There’s also evidence that the problems go beyond technical considerations. The “Please Wait” page source had this line in it:

In a hurry?  You might be able to apply faster at our Marketplace call center.  Call 1-800-318-2596 to talk with one of our trained representatives about applying over the phone.

—>

Most users will never see this message, because it was commented out—i.e., marked to be ignored by the browser instead of displayed in the HTML, forcing you to wait the full 10 minutes to get the error before they even give you the phone number. Again, this sort of problem was clearly not anticipated.

Bugs can be fixed. Systems can even be rearchitected remarkably quickly. So nothing currently the matter with healthcare.gov is fatal. But the ability to fix it will be affected by organizational and communication structures.
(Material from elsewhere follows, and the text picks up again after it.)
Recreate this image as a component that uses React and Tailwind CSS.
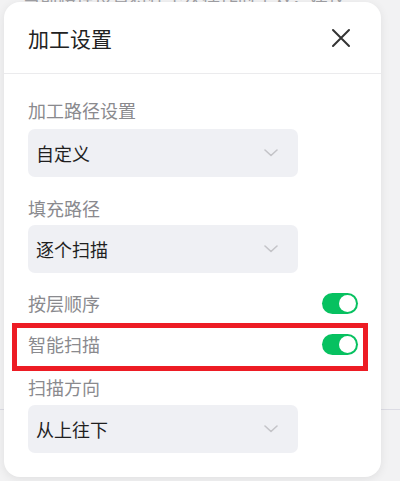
import React from "react";

const FONT = { fontFamily: '"Noto Sans CJK SC", "Noto Sans", sans-serif' };

function Chevron() {
  return (
    <svg width="14" height="8" viewBox="0 0 14 8" fill="none">
      <path d="M1 1l6 5.5L13 1" stroke="#c4c4c8" strokeWidth="1.6" strokeLinecap="round" strokeLinejoin="round" />
    </svg>
  );
}

function Select({ value }) {
  return (
    <div className="w-[270px] h-[48px] rounded-[7px] bg-[#eff0f4] flex items-center justify-between pl-[8px] pr-[20px]">
      <span className="text-[18px] leading-[24px] text-[#1f1f1f]">{value}</span>
      <Chevron />
    </div>
  );
}

function Toggle() {
  return (
    <div className="w-[36px] h-[21px] rounded-full bg-[#07c160] flex items-center justify-end pr-[2px]">
      <div className="w-[17px] h-[17px] rounded-full bg-white" />
    </div>
  );
}

export default function App() {
  return (
    <div className="relative w-[400px] h-[481px] overflow-hidden bg-[#f2f2f3]" style={FONT}>
      {/* background page */}
      <div className="absolute left-0 top-0 w-full h-full">
        <div className="mt-[-14px] ml-[22px] w-[324px] overflow-hidden text-[18px] leading-[22px] text-[#a0a0a4] whitespace-nowrap">
          当前路径设置将在下次操作时生效，建议保存
        </div>
        <div className="absolute left-0 top-[409px] w-full h-px bg-[#dcdce4]" />
      </div>

      {/* card */}
      <div className="absolute left-[4px] top-[2px] w-[377px] h-[475px] rounded-[16px] bg-white shadow-[0_2px_10px_rgba(0,0,0,0.08)] flex flex-col">
        <div className="h-[72px] flex items-center justify-between pl-[24px] pr-[30px] border-b border-[#ebebed]">
          <span className="text-[21px] leading-[28px] text-[#222]">加工设置</span>
          <svg width="20" height="20" viewBox="0 0 20 20" fill="none">
            <path d="M2 2l16 16M18 2L2 18" stroke="#333" strokeWidth="2" strokeLinecap="round" />
          </svg>
        </div>

        <div className="flex flex-col pl-[24px] pr-[23px] pt-[24px]">
          <div className="text-[18px] leading-[24px] text-[#8a8a8e]">加工路径设置</div>
          <div className="mt-[7px]"><Select value="自定义" /></div>

          <div className="mt-[19px] text-[18px] leading-[24px] text-[#8a8a8e]">填充路径</div>
          <div className="mt-[5px]"><Select value="逐个扫描" /></div>

          <div className="mt-[10px] h-[40px] flex items-center justify-between">
            <span className="text-[18px] leading-[24px] text-[#8a8a8e]">按层顺序</span>
            <Toggle />
          </div>
          <div className="mt-[1px] h-[40px] flex items-center justify-between">
            <span className="text-[18px] leading-[24px] text-[#8a8a8e]">智能扫描</span>
            <Toggle />
          </div>

          <div className="mt-[11px] text-[18px] leading-[24px] text-[#8a8a8e]">扫描方向</div>
          <div className="mt-[6px]"><Select value="从上往下" /></div>
        </div>
      </div>

      {/* annotation */}
      <div className="absolute left-[12px] top-[323px] w-[356px] h-[48px] border-[5px] border-[#ed1c24]" />
    </div>
  );
}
People are no doubt scrambling to get healthcare.gov into some semblance of working condition; the fastest way would be to appoint a person with impeccable engineering and site delivery credentials to a government position. Give this person wide authority to assign work and reshuffle people across the entire project and all contractors, and keep his schedule clean. If you found the right person—often called the “schedule asshole” on large software projects—things will come together quickly. Sufficient public pressure will result in things getting fixed, but the underlying problems will most likely remain, due to the ossified corporatist structure of governmental contracts.

We live in a world that embodies the paradox of George W. Bush’s responsibility society (aka the “ownership society”), where authority and accountability are increasingly separated. Keep an eye out to see if CGI suffers any consequences whatsoever. Vermont just decided to double CGI’s contract pay, so I’m not optimistic. Power flows upward while responsibility flows downward, which is why you couldn’t pay me to work as a government contractor. It’d be like going back to Microsoft.